▶ **Work to be completed**: Extract the lines that carry the string "React" from the listing.

▶ **Material for the task**:
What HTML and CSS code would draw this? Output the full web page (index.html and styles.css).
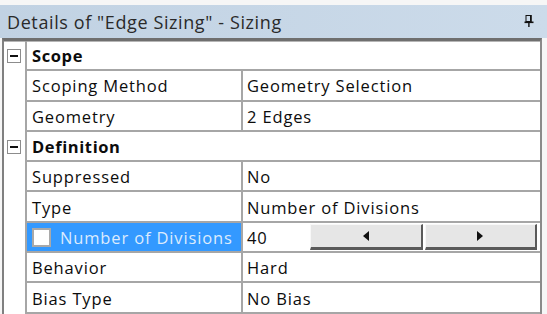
FILE: index.html
```html
<!DOCTYPE html>
<html>
<head>
<meta charset="utf-8">
<link rel="stylesheet" href="styles.css">
</head>
<body>
<div class="panel">
  <div class="titlebar">
    <span class="title">Details of "Edge Sizing" - Sizing</span>
    <svg class="pin" width="10" height="12" viewBox="0 0 10 12">
      <rect x="2" y="0.5" width="5" height="6" fill="none" stroke="#111" stroke-width="1"/>
      <rect x="6" y="0" width="1.6" height="7" fill="#111"/>
      <rect x="0.5" y="6.5" width="9" height="1.6" fill="#111"/>
      <rect x="4.2" y="7" width="1.4" height="5" fill="#111"/>
    </svg>
  </div>
  <div class="grid">
    <div class="row group">
      <div class="gutter"><span class="toggle"></span></div>
      <div class="cell span">Scope</div>
    </div>
    <div class="row">
      <div class="gutter"></div>
      <div class="cell name">Scoping Method</div>
      <div class="cell value">Geometry Selection</div>
    </div>
    <div class="row">
      <div class="gutter"></div>
      <div class="cell name">Geometry</div>
      <div class="cell value">2 Edges</div>
    </div>
    <div class="row group">
      <div class="gutter"><span class="toggle"></span></div>
      <div class="cell span">Definition</div>
    </div>
    <div class="row">
      <div class="gutter"></div>
      <div class="cell name">Suppressed</div>
      <div class="cell value">No</div>
    </div>
    <div class="row">
      <div class="gutter"></div>
      <div class="cell name">Type</div>
      <div class="cell value">Number of Divisions</div>
    </div>
    <div class="row">
      <div class="gutter"></div>
      <div class="cell name selected"><span class="check"></span>Number of Divisions</div>
      <div class="cell value edit">
        <span class="num">40</span>
        <span class="btn"><span class="arrow left"></span></span>
        <span class="btn"><span class="arrow right"></span></span>
      </div>
    </div>
    <div class="row">
      <div class="gutter"></div>
      <div class="cell name">Behavior</div>
      <div class="cell value">Hard</div>
    </div>
    <div class="row">
      <div class="gutter"></div>
      <div class="cell name">Bias Type</div>
      <div class="cell value">No Bias</div>
    </div>
  </div>
</div>
</body>
</html>
```
FILE: styles.css
```css
* { box-sizing: border-box; }
html, body {
  margin: 0;
  padding: 0;
  background: #f6f6f6;
  width: 547px;
  height: 314px;
  overflow: hidden;
  font-family: "Open Sans", "Noto Sans", sans-serif;
}
.panel {
  padding-top: 5px;
}
.titlebar {
  height: 33px;
  display: flex;
  align-items: center;
  justify-content: space-between;
  padding: 0 13px 0 7px;
  background: linear-gradient(to right, #c1d2e3, #ccdbea);
  color: #2a2a2a;
}
.title {
  font-size: 18px;
  letter-spacing: 0.6px;
}
.pin { display: block; margin-top: -2px; }
.grid {
  margin-left: 2px;
  width: 540px;
  background: #fff;
  border-top: 3px solid #6f6f6f;
  border-left: 2px solid #808080;
  border-right: 2px solid #8a8a8a;
  box-shadow: inset 0 1px 0 #b5b5b5;
}
.row {
  display: flex;
  height: 30.3px;
}
.gutter {
  width: 23px;
  flex: none;
  border-right: 2px solid #a6a6a6;
  display: flex;
  align-items: center;
  justify-content: center;
  padding-right: 2px;
}
.toggle {
  width: 14px;
  height: 14px;
  border: 1px solid #8c8c8c;
  background: #fff;
  position: relative;
}
.toggle::after {
  content: "";
  position: absolute;
  left: 2px;
  right: 2px;
  top: 5px;
  height: 2px;
  background: #111;
}
.cell {
  display: flex;
  align-items: center;
  font-size: 16.5px;
  letter-spacing: 0.85px;
  color: #0c0c0c;
  border-bottom: 2px solid #a6a6a6;
  white-space: nowrap;
  padding-top: 1px;
}
.span {
  flex: 1;
  font-weight: bold;
  letter-spacing: 0.6px;
  padding-left: 5px;
}
.name {
  width: 216px;
  flex: none;
  padding-left: 5px;
  border-right: 2px solid #a6a6a6;
}
.value {
  flex: 1;
  padding-left: 4px;
}
.selected {
  background: #3399ff;
  color: #dcebfd;
  padding-left: 5px;
}
.check {
  width: 19px;
  height: 19px;
  background: #fff;
  border: 2px solid #a9a9a9;
  margin-right: 9px;
  flex: none;
}
.edit {
  padding-right: 3px;
}
.num {
  width: 63px;
  flex: none;
}
.btn {
  height: 26px;
  flex: 1;
  background: #e6e6e6;
  border-top: 1px solid #f8f8f8;
  border-left: 1px solid #f8f8f8;
  border-right: 2px solid #5a5a5a;
  border-bottom: 3px solid #5a5a5a;
  display: flex;
  align-items: center;
  justify-content: center;
  margin-right: 2px;
}
.btn:last-child { margin-right: 0; }
.arrow {
  width: 0;
  height: 0;
  border-top: 5px solid transparent;
  border-bottom: 5px solid transparent;
}
.arrow.left { border-right: 6px solid #111; }
.arrow.right { border-left: 6px solid #111; }
```
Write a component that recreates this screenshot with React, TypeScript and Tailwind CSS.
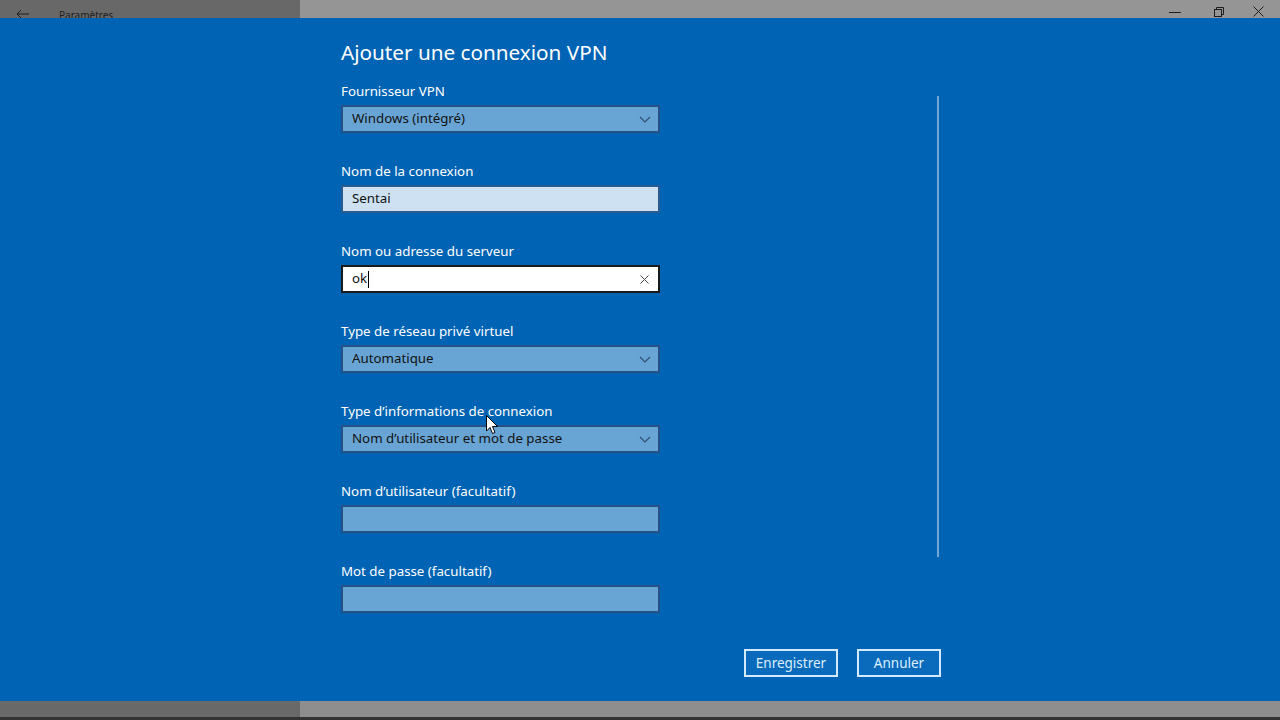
import React from "react";

const font = { fontFamily: '"Noto Sans", "Open Sans", sans-serif' };

const Chevron = () => (
  <svg width="12" height="7" viewBox="0 0 12 7" className="shrink-0">
    <path d="M1 1 L6 6 L11 1" fill="none" stroke="#2f4e6e" strokeWidth="1.1" />
  </svg>
);

const Label = ({ children }: { children: React.ReactNode }) => (
  <div className="h-[20px] text-[13.3px] leading-[20px] text-white">{children}</div>
);

const Select = ({ value }: { value: string }) => (
  <div className="mt-[4px] flex h-[28px] items-center justify-between border-2 border-[#245287] bg-[#68a5d5] pl-[9px] pr-[7px] text-[13.3px] text-[#111]">
    <span>{value}</span>
    <Chevron />
  </div>
);

const Field = ({ value, tone }: { value?: string; tone: "light" | "empty" }) => (
  <div
    className={
      tone === "light"
        ? "mt-[4px] flex h-[28px] items-center border-2 border-[#2a5a8e] bg-[#cde1f3] pl-[9px] text-[13.3px] text-[#111]"
        : "mt-[4px] flex h-[28px] items-center border-2 border-[#245287] bg-[#68a5d5] pl-[9px] text-[13.3px] text-[#111]"
    }
  >
    {value}
  </div>
);

const Group = ({ children, first }: { children: React.ReactNode; first?: boolean }) => (
  <div className={first ? "mt-[14px]" : "mt-[28px]"}>{children}</div>
);

export default function App() {
  return (
    <div className="flex h-[720px] w-[1280px] flex-col overflow-hidden" style={font}>
      {/* title bar */}
      <div className="flex h-[18px] shrink-0">
        <div className="flex w-[300px] items-center bg-[#686868]">
          <svg width="14" height="10" viewBox="0 0 14 10" className="ml-[16px] mt-[10px]">
            <path d="M13 5 H1 M5 1 L1 5 L5 9" fill="none" stroke="#1c1c1c" strokeWidth="1" />
          </svg>
          <span className="ml-[29px] mt-[12px] text-[10px] leading-[14px] text-[#1c1c1c]">Paramètres</span>
        </div>
        <div className="flex flex-1 items-end justify-end bg-[#959595] pb-[1px]">
          <div className="flex w-[46px] justify-center">
            <svg width="12" height="10" viewBox="0 0 12 10">
              <path d="M0 5.5 H12" stroke="#1c1c1c" strokeWidth="1" />
            </svg>
          </div>
          <div className="flex w-[42px] justify-center">
            <svg width="10" height="10" viewBox="0 0 10 10">
              <rect x="0.5" y="2.5" width="7" height="7" fill="none" stroke="#1c1c1c" />
              <path d="M2.5 2.5 V0.5 H9.5 V7.5 H7.5" fill="none" stroke="#1c1c1c" />
            </svg>
          </div>
          <div className="flex w-[40px] justify-center pr-[4px]">
            <svg width="11" height="11" viewBox="0 0 11 11">
              <path d="M0.5 0.5 L10.5 10.5 M10.5 0.5 L0.5 10.5" stroke="#1c1c1c" strokeWidth="1" />
            </svg>
          </div>
        </div>
      </div>

      {/* main blue panel */}
      <div className="relative flex flex-1 flex-col bg-[#0063b3]">
        <div className="flex">
          <div className="ml-[341px] w-[319px]">
            <div className="mt-[20px] h-[29px] text-[20.7px] leading-[29px] text-white">
              Ajouter une connexion VPN
            </div>

            <Group first>
              <Label>Fournisseur VPN</Label>
              <Select value="Windows (intégré)" />
            </Group>

            <Group>
              <Label>Nom de la connexion</Label>
              <Field value="Sentai" tone="light" />
            </Group>

            <Group>
              <Label>Nom ou adresse du serveur</Label>
              <div className="mt-[4px] flex h-[28px] items-center justify-between border-2 border-[#1a1a1a] bg-white pl-[9px] pr-[9px] text-[13.3px] text-[#111]">
                <span className="flex items-center">
                  ok
                  <span className="ml-[1px] inline-block h-[17px] w-[1px] bg-black" />
                </span>
                <svg width="9" height="9" viewBox="0 0 9 9">
                  <path d="M0.5 0.5 L8.5 8.5 M8.5 0.5 L0.5 8.5" stroke="#444" strokeWidth="1" />
                </svg>
              </div>
            </Group>

            <Group>
              <Label>Type de réseau privé virtuel</Label>
              <Select value="Automatique" />
            </Group>

            <Group>
              <Label>Type d’informations de connexion</Label>
              <Select value="Nom d’utilisateur et mot de passe" />
            </Group>

            <Group>
              <Label>Nom d’utilisateur (facultatif)</Label>
              <Field tone="empty" />
            </Group>

            <Group>
              <Label>Mot de passe (facultatif)</Label>
              <Field tone="empty" />
            </Group>
          </div>

          {/* scroll indicator */}
          <div className="ml-[277px] mt-[78px] h-[461px] w-[2px] bg-[#6fa6d8]" />
        </div>

        <div className="mt-[36px] flex w-[941px] justify-end gap-[19px]">
          <button className="h-[28px] w-[94px] border-2 border-[#d2eaff] bg-[#0a6bbd] text-[13.5px] text-[#dcefff]">
            Enregistrer
          </button>
          <button className="h-[28px] w-[84px] border-2 border-[#d2eaff] bg-[#0a6bbd] text-[13.5px] text-[#dcefff]">
            Annuler
          </button>
        </div>

        {/* mouse pointer */}
        <svg
          width="13"
          height="20"
          viewBox="0 0 13 20"
          className="absolute left-[486px] top-[397px]"
        >
          <path
            d="M0.5 0.5 L0.5 16 L4 12.5 L6.5 18.5 L9 17.5 L6.5 11.5 L11.5 11.5 Z"
            fill="#fff"
            stroke="#000"
            strokeWidth="1"
          />
        </svg>
      </div>

      {/* bottom bar */}
      <div className="flex h-[16px] shrink-0">
        <div className="w-[300px] bg-[#696969]" />
        <div className="flex-1 bg-[#8e8e8e]" />
      </div>
      <div className="h-[3px] shrink-0 bg-[#333]" />
    </div>
  );
}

▶ **Full solution**:
Write a component that recreates this screenshot with React, TypeScript and Tailwind CSS.
import React from "react";
const Label = ({ children }: { children: React.ReactNode }) => (
const Group = ({ children, first }: { children: React.ReactNode; first?: boolean }) => (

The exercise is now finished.